=== Problem to work on ===
Write out each line word for word. Drop pictures.

=== Given material ===
= = = = = = =

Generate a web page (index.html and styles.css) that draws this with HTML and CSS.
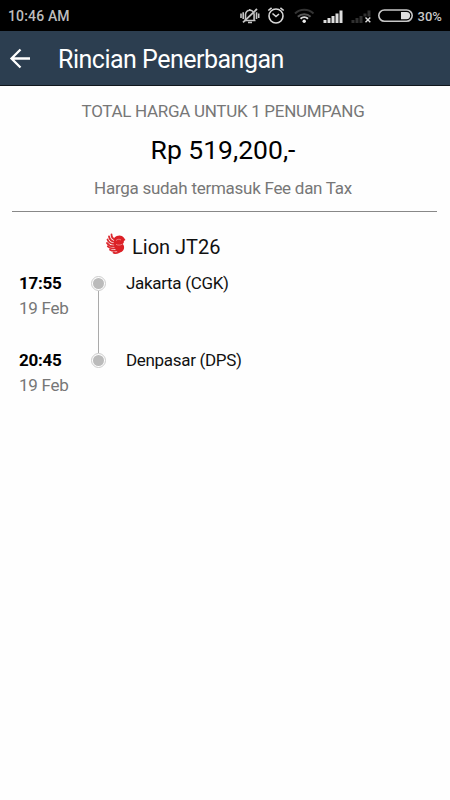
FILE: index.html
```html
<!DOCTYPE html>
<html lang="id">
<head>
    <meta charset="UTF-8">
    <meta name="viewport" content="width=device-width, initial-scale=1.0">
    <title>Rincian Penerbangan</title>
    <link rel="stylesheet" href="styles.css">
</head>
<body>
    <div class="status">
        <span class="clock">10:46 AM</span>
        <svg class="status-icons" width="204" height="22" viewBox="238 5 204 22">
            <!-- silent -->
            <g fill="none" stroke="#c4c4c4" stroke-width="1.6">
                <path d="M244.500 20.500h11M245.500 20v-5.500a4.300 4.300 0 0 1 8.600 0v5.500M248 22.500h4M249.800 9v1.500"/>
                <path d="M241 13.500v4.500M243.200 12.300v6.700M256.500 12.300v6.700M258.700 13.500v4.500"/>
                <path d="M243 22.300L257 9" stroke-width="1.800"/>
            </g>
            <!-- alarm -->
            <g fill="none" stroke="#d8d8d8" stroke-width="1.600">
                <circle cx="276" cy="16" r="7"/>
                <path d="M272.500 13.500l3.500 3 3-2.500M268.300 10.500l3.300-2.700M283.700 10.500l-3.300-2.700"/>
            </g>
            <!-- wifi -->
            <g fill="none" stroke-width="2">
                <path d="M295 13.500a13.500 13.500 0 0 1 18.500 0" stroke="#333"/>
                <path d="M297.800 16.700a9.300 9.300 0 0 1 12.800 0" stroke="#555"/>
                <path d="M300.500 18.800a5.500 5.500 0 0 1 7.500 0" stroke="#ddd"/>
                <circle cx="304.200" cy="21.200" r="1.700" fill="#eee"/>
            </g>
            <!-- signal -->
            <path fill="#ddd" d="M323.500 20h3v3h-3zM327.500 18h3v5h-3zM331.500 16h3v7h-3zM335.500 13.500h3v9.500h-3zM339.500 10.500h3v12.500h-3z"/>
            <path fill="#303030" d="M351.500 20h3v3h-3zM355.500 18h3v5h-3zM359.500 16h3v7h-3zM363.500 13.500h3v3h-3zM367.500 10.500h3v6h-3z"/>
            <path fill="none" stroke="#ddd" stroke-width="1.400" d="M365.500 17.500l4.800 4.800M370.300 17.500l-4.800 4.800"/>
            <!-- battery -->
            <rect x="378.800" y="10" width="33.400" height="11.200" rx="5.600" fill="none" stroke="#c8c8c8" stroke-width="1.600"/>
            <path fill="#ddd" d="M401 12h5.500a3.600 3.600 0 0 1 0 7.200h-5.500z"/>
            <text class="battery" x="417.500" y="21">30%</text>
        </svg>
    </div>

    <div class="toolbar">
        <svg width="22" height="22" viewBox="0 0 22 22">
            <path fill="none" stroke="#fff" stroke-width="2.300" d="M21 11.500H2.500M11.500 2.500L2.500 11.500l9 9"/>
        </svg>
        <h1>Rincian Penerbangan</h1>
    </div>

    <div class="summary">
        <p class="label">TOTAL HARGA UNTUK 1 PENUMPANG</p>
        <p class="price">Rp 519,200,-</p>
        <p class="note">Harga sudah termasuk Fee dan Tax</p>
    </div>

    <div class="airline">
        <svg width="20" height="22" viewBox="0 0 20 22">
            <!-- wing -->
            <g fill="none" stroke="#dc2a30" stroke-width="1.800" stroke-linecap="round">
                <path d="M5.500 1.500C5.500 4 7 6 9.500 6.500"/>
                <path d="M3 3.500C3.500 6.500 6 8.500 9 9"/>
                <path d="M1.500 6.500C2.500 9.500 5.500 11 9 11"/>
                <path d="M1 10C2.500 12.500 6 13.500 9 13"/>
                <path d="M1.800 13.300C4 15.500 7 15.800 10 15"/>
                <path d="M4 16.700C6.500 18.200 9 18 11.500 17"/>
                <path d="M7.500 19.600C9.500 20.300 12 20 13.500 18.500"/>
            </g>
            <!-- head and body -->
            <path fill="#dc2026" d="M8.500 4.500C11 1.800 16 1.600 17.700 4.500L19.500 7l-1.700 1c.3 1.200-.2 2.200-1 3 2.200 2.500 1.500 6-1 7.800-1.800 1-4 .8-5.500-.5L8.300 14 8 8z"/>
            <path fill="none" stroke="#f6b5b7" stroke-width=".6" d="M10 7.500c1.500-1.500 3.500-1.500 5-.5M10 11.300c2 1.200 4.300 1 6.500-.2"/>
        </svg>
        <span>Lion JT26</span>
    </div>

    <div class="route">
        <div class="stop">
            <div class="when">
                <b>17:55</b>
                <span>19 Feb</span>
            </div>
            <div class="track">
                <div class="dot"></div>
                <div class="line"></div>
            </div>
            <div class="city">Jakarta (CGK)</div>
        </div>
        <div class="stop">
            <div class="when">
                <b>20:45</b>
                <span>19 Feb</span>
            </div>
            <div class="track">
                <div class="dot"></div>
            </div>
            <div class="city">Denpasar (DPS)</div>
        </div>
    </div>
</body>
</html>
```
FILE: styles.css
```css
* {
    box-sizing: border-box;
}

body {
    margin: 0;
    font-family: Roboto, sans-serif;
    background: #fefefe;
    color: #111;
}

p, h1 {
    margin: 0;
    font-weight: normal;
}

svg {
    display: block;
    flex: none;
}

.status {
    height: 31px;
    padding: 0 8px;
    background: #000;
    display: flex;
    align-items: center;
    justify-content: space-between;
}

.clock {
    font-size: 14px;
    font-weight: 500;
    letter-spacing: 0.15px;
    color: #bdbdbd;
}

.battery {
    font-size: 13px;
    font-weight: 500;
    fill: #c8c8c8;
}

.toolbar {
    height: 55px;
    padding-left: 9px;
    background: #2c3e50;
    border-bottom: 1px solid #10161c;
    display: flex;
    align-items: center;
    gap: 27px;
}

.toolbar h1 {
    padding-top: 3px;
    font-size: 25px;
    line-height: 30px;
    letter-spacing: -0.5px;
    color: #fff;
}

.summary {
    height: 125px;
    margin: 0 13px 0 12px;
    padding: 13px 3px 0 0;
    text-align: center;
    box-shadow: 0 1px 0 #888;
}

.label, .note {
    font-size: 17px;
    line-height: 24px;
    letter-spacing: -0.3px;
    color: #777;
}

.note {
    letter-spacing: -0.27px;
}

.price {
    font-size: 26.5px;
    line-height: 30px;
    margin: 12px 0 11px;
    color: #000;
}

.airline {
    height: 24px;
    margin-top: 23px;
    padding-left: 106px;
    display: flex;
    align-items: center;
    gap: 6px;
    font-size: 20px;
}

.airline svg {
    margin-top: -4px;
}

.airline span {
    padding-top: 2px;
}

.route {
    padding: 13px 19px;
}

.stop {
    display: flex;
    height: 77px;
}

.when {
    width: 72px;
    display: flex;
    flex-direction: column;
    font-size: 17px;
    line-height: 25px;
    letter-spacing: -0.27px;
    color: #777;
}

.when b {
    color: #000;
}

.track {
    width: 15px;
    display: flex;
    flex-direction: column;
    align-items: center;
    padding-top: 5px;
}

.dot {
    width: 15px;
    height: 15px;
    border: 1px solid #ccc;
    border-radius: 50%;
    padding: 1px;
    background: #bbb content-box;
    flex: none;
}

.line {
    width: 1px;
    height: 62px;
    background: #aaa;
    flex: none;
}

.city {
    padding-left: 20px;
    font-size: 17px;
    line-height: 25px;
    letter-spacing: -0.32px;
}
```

= = = = = = =

=== Written answer ===
Generate a web page (index.html and styles.css) that draws this with HTML and CSS.
FILE: index.html
```html
<!DOCTYPE html>
<html lang="id">
<head>
    <meta charset="UTF-8">
    <meta name="viewport" content="width=device-width, initial-scale=1.0">
    <title>Rincian Penerbangan</title>
    <link rel="stylesheet" href="styles.css">
</head>
<body>
    <div class="status">
        <span class="clock">10:46 AM</span>
        <svg class="status-icons" width="204" height="22" viewBox="238 5 204 22">
            <!-- silent -->
            <g fill="none" stroke="#c4c4c4" stroke-width="1.6">
                <path d="M244.500 20.500h11M245.500 20v-5.500a4.300 4.300 0 0 1 8.600 0v5.500M248 22.500h4M249.800 9v1.500"/>
                <path d="M241 13.500v4.500M243.200 12.300v6.700M256.500 12.300v6.700M258.700 13.500v4.500"/>
                <path d="M243 22.300L257 9" stroke-width="1.800"/>
            </g>
            <!-- alarm -->
            <g fill="none" stroke="#d8d8d8" stroke-width="1.600">
                <circle cx="276" cy="16" r="7"/>
                <path d="M272.500 13.500l3.500 3 3-2.500M268.300 10.500l3.300-2.700M283.700 10.500l-3.300-2.700"/>
            </g>
            <!-- wifi -->
            <g fill="none" stroke-width="2">
                <path d="M295 13.500a13.500 13.500 0 0 1 18.500 0" stroke="#333"/>
                <path d="M297.800 16.700a9.300 9.300 0 0 1 12.800 0" stroke="#555"/>
                <path d="M300.500 18.800a5.500 5.500 0 0 1 7.500 0" stroke="#ddd"/>
                <circle cx="304.200" cy="21.200" r="1.700" fill="#eee"/>
            </g>
            <!-- signal -->
            <path fill="#ddd" d="M323.500 20h3v3h-3zM327.500 18h3v5h-3zM331.500 16h3v7h-3zM335.500 13.500h3v9.500h-3zM339.500 10.500h3v12.500h-3z"/>
            <path fill="#303030" d="M351.500 20h3v3h-3zM355.500 18h3v5h-3zM359.500 16h3v7h-3zM363.500 13.500h3v3h-3zM367.500 10.500h3v6h-3z"/>
            <path fill="none" stroke="#ddd" stroke-width="1.400" d="M365.500 17.500l4.800 4.800M370.300 17.500l-4.800 4.800"/>
            <!-- battery -->
            <rect x="378.800" y="10" width="33.400" height="11.200" rx="5.600" fill="none" stroke="#c8c8c8" stroke-width="1.600"/>
            <path fill="#ddd" d="M401 12h5.500a3.600 3.600 0 0 1 0 7.200h-5.500z"/>
            <text class="battery" x="417.500" y="21">30%</text>
        </svg>
    </div>

    <div class="toolbar">
        <svg width="22" height="22" viewBox="0 0 22 22">
            <path fill="none" stroke="#fff" stroke-width="2.300" d="M21 11.500H2.500M11.500 2.500L2.500 11.500l9 9"/>
        </svg>
        <h1>Rincian Penerbangan</h1>
    </div>

    <div class="summary">
        <p class="label">TOTAL HARGA UNTUK 1 PENUMPANG</p>
        <p class="price">Rp 519,200,-</p>
        <p class="note">Harga sudah termasuk Fee dan Tax</p>
    </div>

    <div class="airline">
        <svg width="20" height="22" viewBox="0 0 20 22">
            <!-- wing -->
            <g fill="none" stroke="#dc2a30" stroke-width="1.800" stroke-linecap="round">
                <path d="M5.500 1.500C5.500 4 7 6 9.500 6.500"/>
                <path d="M3 3.500C3.500 6.500 6 8.500 9 9"/>
                <path d="M1.500 6.500C2.500 9.500 5.500 11 9 11"/>
                <path d="M1 10C2.500 12.500 6 13.500 9 13"/>
                <path d="M1.800 13.300C4 15.500 7 15.800 10 15"/>
                <path d="M4 16.700C6.500 18.200 9 18 11.500 17"/>
                <path d="M7.500 19.600C9.500 20.300 12 20 13.500 18.500"/>
            </g>
            <!-- head and body -->
            <path fill="#dc2026" d="M8.500 4.500C11 1.800 16 1.600 17.700 4.500L19.500 7l-1.700 1c.3 1.200-.2 2.200-1 3 2.200 2.500 1.500 6-1 7.800-1.800 1-4 .8-5.500-.5L8.300 14 8 8z"/>
            <path fill="none" stroke="#f6b5b7" stroke-width=".6" d="M10 7.500c1.500-1.500 3.500-1.500 5-.5M10 11.300c2 1.200 4.300 1 6.500-.2"/>
        </svg>
        <span>Lion JT26</span>
    </div>

    <div class="route">
        <div class="stop">
            <div class="when">
                <b>17:55</b>
                <span>19 Feb</span>
            </div>
            <div class="track">
                <div class="dot"></div>
                <div class="line"></div>
            </div>
            <div class="city">Jakarta (CGK)</div>
        </div>
        <div class="stop">
            <div class="when">
                <b>20:45</b>
                <span>19 Feb</span>
            </div>
            <div class="track">
                <div class="dot"></div>
            </div>
            <div class="city">Denpasar (DPS)</div>
        </div>
    </div>
</body>
</html>
```
FILE: styles.css
```css
* {
    box-sizing: border-box;
}

body {
    margin: 0;
    font-family: Roboto, sans-serif;
    background: #fefefe;
    color: #111;
}

p, h1 {
    margin: 0;
    font-weight: normal;
}

svg {
    display: block;
    flex: none;
}

.status {
    height: 31px;
    padding: 0 8px;
    background: #000;
    display: flex;
    align-items: center;
    justify-content: space-between;
}

.clock {
    font-size: 14px;
    font-weight: 500;
    letter-spacing: 0.15px;
    color: #bdbdbd;
}

.battery {
    font-size: 13px;
    font-weight: 500;
    fill: #c8c8c8;
}

.toolbar {
    height: 55px;
    padding-left: 9px;
    background: #2c3e50;
    border-bottom: 1px solid #10161c;
    display: flex;
    align-items: center;
    gap: 27px;
}

.toolbar h1 {
    padding-top: 3px;
    font-size: 25px;
    line-height: 30px;
    letter-spacing: -0.5px;
    color: #fff;
}

.summary {
    height: 125px;
    margin: 0 13px 0 12px;
    padding: 13px 3px 0 0;
    text-align: center;
    box-shadow: 0 1px 0 #888;
}

.label, .note {
    font-size: 17px;
    line-height: 24px;
    letter-spacing: -0.3px;
    color: #777;
}

.note {
    letter-spacing: -0.27px;
}

.price {
    font-size: 26.5px;
    line-height: 30px;
    margin: 12px 0 11px;
    color: #000;
}

.airline {
    height: 24px;
    margin-top: 23px;
    padding-left: 106px;
    display: flex;
    align-items: center;
    gap: 6px;
    font-size: 20px;
}

.airline svg {
    margin-top: -4px;
}

.airline span {
    padding-top: 2px;
}

.route {
    padding: 13px 19px;
}

.stop {
    display: flex;
    height: 77px;
}

.when {
    width: 72px;
    display: flex;
    flex-direction: column;
    font-size: 17px;
    line-height: 25px;
    letter-spacing: -0.27px;
    color: #777;
}

.when b {
    color: #000;
}

.track {
    width: 15px;
    display: flex;
    flex-direction: column;
    align-items: center;
    padding-top: 5px;
}

.dot {
    width: 15px;
    height: 15px;
    border: 1px solid #ccc;
    border-radius: 50%;
    padding: 1px;
    background: #bbb content-box;
    flex: none;
}

.line {
    width: 1px;
    height: 62px;
    background: #aaa;
    flex: none;
}

.city {
    padding-left: 20px;
    font-size: 17px;
    line-height: 25px;
    letter-spacing: -0.32px;
}
```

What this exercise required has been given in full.